Why New Experiences Can Feel Scary for Children
Children often struggle with new experiences. Discover how stories, rescue pets, and the VNEC process help children build emotional regulation, resilience, and social-emotional learning skills.
In elementary classrooms, one of the most common emotional triggers isn’t conflict.
It’s change.
A new seating chart.
A substitute teacher.
A different routine.
An unfamiliar student joining class.
For children, “new” can register as “unsafe.”
In the world of MeMe, JJ & Friends™ – Forest of Friends, we see this through Uno — a young puppy who becomes alert when something unfamiliar appears on his walk. A bench that wasn’t there yesterday suddenly feels threatening.
The object itself isn’t the issue.
The feeling is.
When children encounter something unfamiliar, they often experience uncertainty before they can explain what they are feeling. Stories provide a safe place to practice emotional regulation because children can observe a character’s reactions before reflecting on their own experiences. Through the VNEC process, children learn to notice visual clues, identify emotions, compare situations to their own lives, and discuss possible responses. Animal characters such as Tank, JJ, MeMe, and Tuffie create a comfortable learning environment where children can explore feelings without fear of being wrong. These conversations help build self-awareness, empathy, resilience, and emotional vocabulary that can support children both in school and at home.

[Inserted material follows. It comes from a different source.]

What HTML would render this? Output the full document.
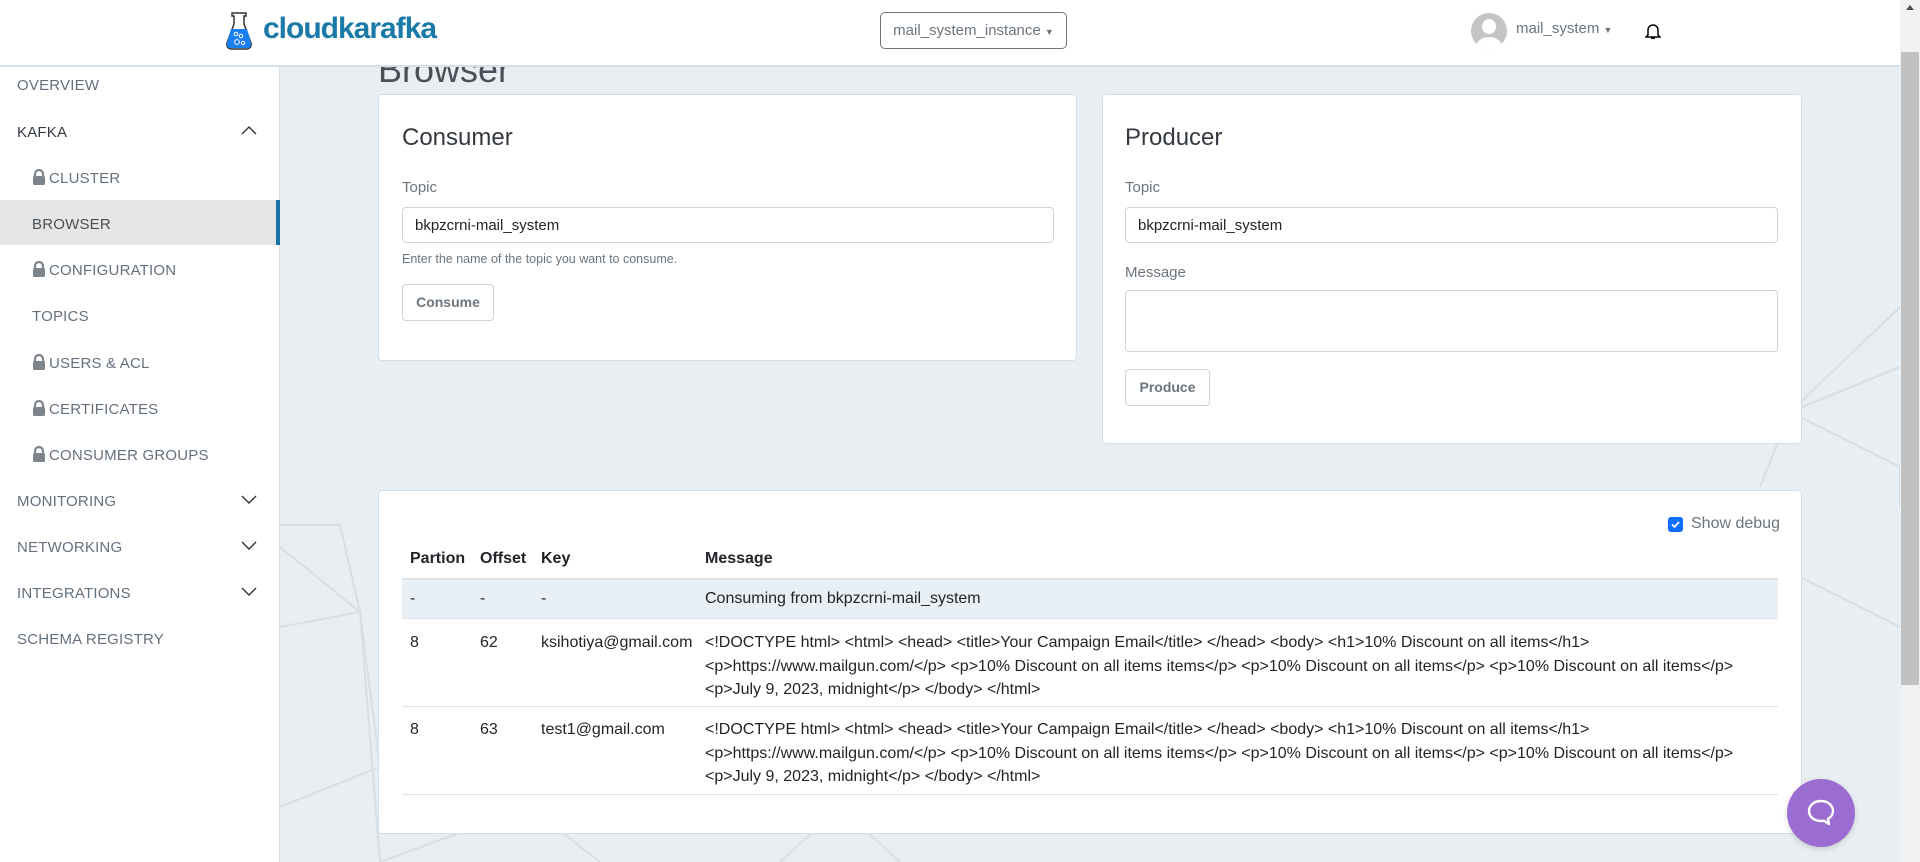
<!DOCTYPE html>
<html><head><meta charset="utf-8">
<style>
*{box-sizing:border-box;margin:0;padding:0}
body{width:1920px;height:862px;overflow:hidden;background:#e8eef2;font-family:"Liberation Sans",sans-serif;position:relative;color:#212529}
.hdr{position:absolute;left:0;top:0;width:1900px;height:67px;background:#fff;border-bottom:2px solid #d5e0e8;z-index:5}
.side{position:absolute;left:0;top:67px;width:280px;height:795px;background:#fff;border-right:1px solid #d5dde3;z-index:3}
.si{position:absolute;left:17px;font-size:15px;color:#65707d;letter-spacing:0.2px}
.si.sub{left:32px}
.lock{display:inline-block;width:14px;height:16px;vertical-align:-2px;margin-right:3px}
.chev{position:absolute;left:241px;width:16px;height:10px}
.card{position:absolute;background:#fff;border:1px solid #d6dee5;border-radius:4px}
.h{position:absolute;font-size:24px;color:#343a40}
.lbl{position:absolute;font-size:15px;color:#6c757d}
.inp{position:absolute;border:1px solid #ced4da;border-radius:4px;background:#fff;font-size:15px;color:#212529;padding:9px 12px}
.btn{position:absolute;border:1px solid #ced4da;border-radius:4px;font-size:14px;font-weight:bold;color:#6c757d;text-align:center;line-height:35px}
.t{position:absolute;font-size:16px;color:#212529;white-space:nowrap}
.b{font-weight:bold}
.line{position:absolute;height:1px;background:#dee2e6;left:402px;width:1376px}
</style></head><body>
<svg style="position:absolute;left:280px;top:67px" width="1620" height="795">
<g stroke="#d7dfe4" stroke-width="2" fill="none">
<polyline points="0,458 60,458 80,545 0,560"/>
<polyline points="0,480 80,545 100,700 0,740"/>
<polyline points="80,545 100,795"/>
<polyline points="1480,420 1510,345 1620,300"/>
<polyline points="1510,345 1620,400 1620,440"/>
<polyline points="1510,345 1620,240"/>
<polyline points="1480,490 1620,560"/>
<polyline points="100,795 250,740 320,795"/>
<polyline points="500,795 560,740 620,795"/>
</g></svg>
<div class="hdr">
<svg style="position:absolute;left:226px;top:12px" width="26" height="38" viewBox="0 0 26 38">
<path d="M6 1h14v3h-2v8l7 19q1 5-4 6H5q-5-1-4-6l7-19V4H6z" fill="#fff" stroke="#333" stroke-width="1.5"/>
<path d="M5 17h16l4 14q1 5-4 5H5q-5 0-4-5z" fill="#1a7ff0"/>
<circle cx="10" cy="22" r="1.8" fill="none" stroke="#fff"/><circle cx="15" cy="24" r="1.8" fill="none" stroke="#fff"/><circle cx="11" cy="30" r="2.4" fill="none" stroke="#fff"/><circle cx="17" cy="31" r="1.6" fill="none" stroke="#fff"/>
</svg>
<div style="position:absolute;left:263px;top:12px;font-size:30px;font-weight:bold;color:#1b79a8;letter-spacing:-1px">cloudkarafka</div>
<div style="position:absolute;left:880px;top:12px;width:187px;height:37px;border:1px solid #6c757d;border-radius:5px;font-size:15px;color:#6c757d;text-align:center;line-height:35px">mail_system_instance <span style="font-size:9px">▼</span></div>
<div style="position:absolute;left:1471px;top:13px;width:36px;height:36px;border-radius:50%;background:#c4c4c4;overflow:hidden">
<div style="position:absolute;left:11px;top:6px;width:14px;height:15px;border-radius:50%;background:#fff"></div>
<div style="position:absolute;left:5px;top:24px;width:26px;height:20px;border-radius:50%;background:#fff"></div></div>
<div style="position:absolute;left:1516px;top:20px;font-size:15px;color:#6c757d">mail_system <span style="font-size:9px">▼</span></div>
<svg style="position:absolute;left:1645px;top:22px" width="16" height="18" viewBox="0 0 16 18"><path d="M3 13V8a5 5 0 0 1 10 0v5l2 2H1z" fill="none" stroke="#000" stroke-width="1.5"/><path d="M6 16h4" stroke="#000" stroke-width="1.8"/></svg>
</div>
<div style="position:absolute;left:1900px;top:0;width:20px;height:862px;background:#f1f1f1;z-index:6">
<div style="position:absolute;left:1px;top:52px;width:18px;height:633px;background:#c1c1c1"></div>
<div style="position:absolute;left:6px;top:5px;border:4px solid transparent;border-bottom:5px solid #505050;border-top:0"></div></div>

<div style="position:absolute;left:378px;top:52px;font-size:36px;line-height:36px;color:#495057;z-index:1">Browser</div>

<div class="side">
<div class="si" style="top:10px">OVERVIEW</div>
<div class="si" style="top:57px;color:#343a40">KAFKA</div>
<svg class="chev" style="top:58px" viewBox="0 0 16 10"><path d="M1 9l7-7 7 7" stroke="#333" stroke-width="1.4" fill="none"/></svg>
<div class="si sub" style="top:102px"><svg class="lock" viewBox="0 0 14 16"><path d="M3 7V5a4 4 0 0 1 8 0v2" stroke="#7d848c" stroke-width="2.2" fill="none"/><rect x="1" y="7" width="12" height="9" rx="1.5" fill="#7d848c"/></svg>CLUSTER</div>
<div style="position:absolute;left:0;top:133px;width:280px;height:45px;background:#e6e6e6;border-right:4px solid #1a73a8"></div>
<div class="si sub" style="top:149px;color:#495057">BROWSER</div>
<div class="si sub" style="top:194px"><svg class="lock" viewBox="0 0 14 16"><path d="M3 7V5a4 4 0 0 1 8 0v2" stroke="#7d848c" stroke-width="2.2" fill="none"/><rect x="1" y="7" width="12" height="9" rx="1.5" fill="#7d848c"/></svg>CONFIGURATION</div>
<div class="si sub" style="top:241px">TOPICS</div>
<div class="si sub" style="top:287px"><svg class="lock" viewBox="0 0 14 16"><path d="M3 7V5a4 4 0 0 1 8 0v2" stroke="#7d848c" stroke-width="2.2" fill="none"/><rect x="1" y="7" width="12" height="9" rx="1.5" fill="#7d848c"/></svg>USERS &amp; ACL</div>
<div class="si sub" style="top:333px"><svg class="lock" viewBox="0 0 14 16"><path d="M3 7V5a4 4 0 0 1 8 0v2" stroke="#7d848c" stroke-width="2.2" fill="none"/><rect x="1" y="7" width="12" height="9" rx="1.5" fill="#7d848c"/></svg>CERTIFICATES</div>
<div class="si sub" style="top:379px"><svg class="lock" viewBox="0 0 14 16"><path d="M3 7V5a4 4 0 0 1 8 0v2" stroke="#7d848c" stroke-width="2.2" fill="none"/><rect x="1" y="7" width="12" height="9" rx="1.5" fill="#7d848c"/></svg>CONSUMER GROUPS</div>
<div class="si" style="top:426px">MONITORING</div>
<svg class="chev" style="top:428px" viewBox="0 0 16 10"><path d="M1 1l7 7 7-7" stroke="#333" stroke-width="1.4" fill="none"/></svg>
<div class="si" style="top:472px">NETWORKING</div>
<svg class="chev" style="top:474px" viewBox="0 0 16 10"><path d="M1 1l7 7 7-7" stroke="#333" stroke-width="1.4" fill="none"/></svg>
<div class="si" style="top:518px">INTEGRATIONS</div>
<svg class="chev" style="top:520px" viewBox="0 0 16 10"><path d="M1 1l7 7 7-7" stroke="#333" stroke-width="1.4" fill="none"/></svg>
<div class="si" style="top:564px">SCHEMA REGISTRY</div>
</div>

<div class="card" style="left:378px;top:94px;width:699px;height:267px"></div>
<div class="h" style="left:402px;top:124px">Consumer</div>
<div class="lbl" style="left:402px;top:179px">Topic</div>
<div class="inp" style="left:402px;top:207px;width:652px;height:36px">bkpzcrni-mail_system</div>
<div style="position:absolute;left:402px;top:252px;font-size:12.5px;color:#6c757d">Enter the name of the topic you want to consume.</div>
<div class="btn" style="left:402px;top:284px;width:92px;height:37px">Consume</div>

<div class="card" style="left:1102px;top:94px;width:700px;height:350px"></div>
<div class="h" style="left:1125px;top:124px">Producer</div>
<div class="lbl" style="left:1125px;top:179px">Topic</div>
<div class="inp" style="left:1125px;top:207px;width:653px;height:36px">bkpzcrni-mail_system</div>
<div class="lbl" style="left:1125px;top:264px">Message</div>
<div class="inp" style="left:1125px;top:290px;width:653px;height:62px"></div>
<div class="btn" style="left:1125px;top:369px;width:85px;height:37px">Produce</div>

<div class="card" style="left:378px;top:490px;width:1424px;height:344px"></div>
<div style="position:absolute;left:1668px;top:517px;width:15px;height:15px;border-radius:3px;background:#0d6efd"><svg width="15" height="15"><path d="M4 7.5l2.5 2.5 4.5-5" stroke="#fff" stroke-width="1.8" fill="none"/></svg></div>
<div style="position:absolute;left:1691px;top:515px;font-size:16px;color:#6c757d">Show debug</div>
<div class="t b" style="left:410px;top:550px">Partion</div>
<div class="t b" style="left:480px;top:550px">Offset</div>
<div class="t b" style="left:541px;top:550px">Key</div>
<div class="t b" style="left:705px;top:550px">Message</div>
<div style="position:absolute;left:402px;top:578px;width:1376px;height:41px;background:#e8eff5;border-top:2px solid #dee2e6;border-bottom:1px solid #dee2e6"></div>
<div class="t" style="left:410px;top:590px">-</div><div class="t" style="left:480px;top:590px">-</div><div class="t" style="left:541px;top:590px">-</div>
<div class="t" style="left:705px;top:590px">Consuming from bkpzcrni-mail_system</div>
<div class="t" style="left:410px;top:631px;line-height:23.5px">8</div><div class="t" style="left:480px;top:631px;line-height:23.5px">62</div><div class="t" style="left:541px;top:631px;line-height:23.5px">ksihotiya@gmail.com</div>
<div class="t" style="left:705px;top:631px;line-height:23.5px">&lt;!DOCTYPE html&gt; &lt;html&gt; &lt;head&gt; &lt;title&gt;Your Campaign Email&lt;/title&gt; &lt;/head&gt; &lt;body&gt; &lt;h1&gt;10% Discount on all items&lt;/h1&gt;<br>&lt;p&gt;https://www.mailgun.com/&lt;/p&gt; &lt;p&gt;10% Discount on all items items&lt;/p&gt; &lt;p&gt;10% Discount on all items&lt;/p&gt; &lt;p&gt;10% Discount on all items&lt;/p&gt;<br>&lt;p&gt;July 9, 2023, midnight&lt;/p&gt; &lt;/body&gt; &lt;/html&gt;</div>
<div class="line" style="top:706px"></div>
<div class="t" style="left:410px;top:718px;line-height:23.5px">8</div><div class="t" style="left:480px;top:718px;line-height:23.5px">63</div><div class="t" style="left:541px;top:718px;line-height:23.5px">test1@gmail.com</div>
<div class="t" style="left:705px;top:718px;line-height:23.5px">&lt;!DOCTYPE html&gt; &lt;html&gt; &lt;head&gt; &lt;title&gt;Your Campaign Email&lt;/title&gt; &lt;/head&gt; &lt;body&gt; &lt;h1&gt;10% Discount on all items&lt;/h1&gt;<br>&lt;p&gt;https://www.mailgun.com/&lt;/p&gt; &lt;p&gt;10% Discount on all items items&lt;/p&gt; &lt;p&gt;10% Discount on all items&lt;/p&gt; &lt;p&gt;10% Discount on all items&lt;/p&gt;<br>&lt;p&gt;July 9, 2023, midnight&lt;/p&gt; &lt;/body&gt; &lt;/html&gt;</div>
<div class="line" style="top:794px"></div>

<div style="position:absolute;left:1787px;top:779px;width:68px;height:68px;border-radius:50%;background:#9b6dd3;box-shadow:0 2px 6px rgba(0,0,0,.15);z-index:4">
<svg style="position:absolute;left:19px;top:19px" width="30" height="30" viewBox="0 0 30 30"><path d="M15 3C8 3 3 7.5 3 13s5 10 12 10c1 0 2 0 3-.3l5 3.3-1-5c3-2 5-5 5-8 0-5.5-5-10-12-10z" fill="none" stroke="#fff" stroke-width="2.4" stroke-linejoin="round"/></svg></div>
</body></html>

Helping Children Name What Feels New
A new place, new friend, new classroom, or new routine can feel big to a child before they have the words to explain it. That is why story-based emotional regulation matters. When children see a character pause, worry, watch, or slowly try again, they learn that nervous feelings do not mean something is wrong. They learn that feelings can be noticed, named, and worked through with support. In MeMe, JJ & Friends, animal characters give children a gentle way to talk about fear, courage, patience, and trust. These story moments can help parents and educators ask simple questions such as, “What do you think the character feels?” and “What helped them feel safe?”

🌿 SEL Focus: Emotional Regulation & Flexible Thinking
This moment supports development in:
• Self-awareness
• Emotional identification
• Impulse control
• Flexible thinking
• Evidence-based reasoning
Instead of reacting immediately, the character pauses, observes, and gathers information before deciding how to respond.
That process mirrors a critical classroom skill:
Pause → Observe → Think → Respond
🧠 Classroom Reflection Prompts
Educators can guide discussion with questions such as:
• Have you ever felt nervous about something new?
• What did your body feel like?
• Did the new thing turn out to be scary or just unfamiliar?
• What helped you calm down?
These questions allow children to connect internal experiences to narrative moments.
📚 Why Story-Based SEL Works
Children often struggle to talk about their own emotions directly.
But they will talk about a character.
Story creates emotional distance, making reflection feel safe rather than exposing.
In the Forest of Friends universe, emotional growth is not presented as a lesson. It unfolds naturally through lived experience — rescue stories, adjustment periods, bonding moments, and identity development.
The SEL is embedded, not imposed.
🐾 Application in Schools
This type of narrative-based SEL can support:
• Morning meetings
• Small group counseling
• Special education settings
• Library read-aloud discussions
• Character education programming
The goal is not to replace curriculum — but to reinforce it through emotionally relatable storytelling.
🌱 The Bigger Picture
Many of the characters in this series are inspired by real rescue pets.
Rescue stories mirror many emotional journeys children face:
• Transition
• Trust-building
• Belonging
• Identity
• Adjustment
When children see growth modeled, they begin to internalize it.
Sometimes the lesson isn’t about the bench.
It’s about the pause before the reaction.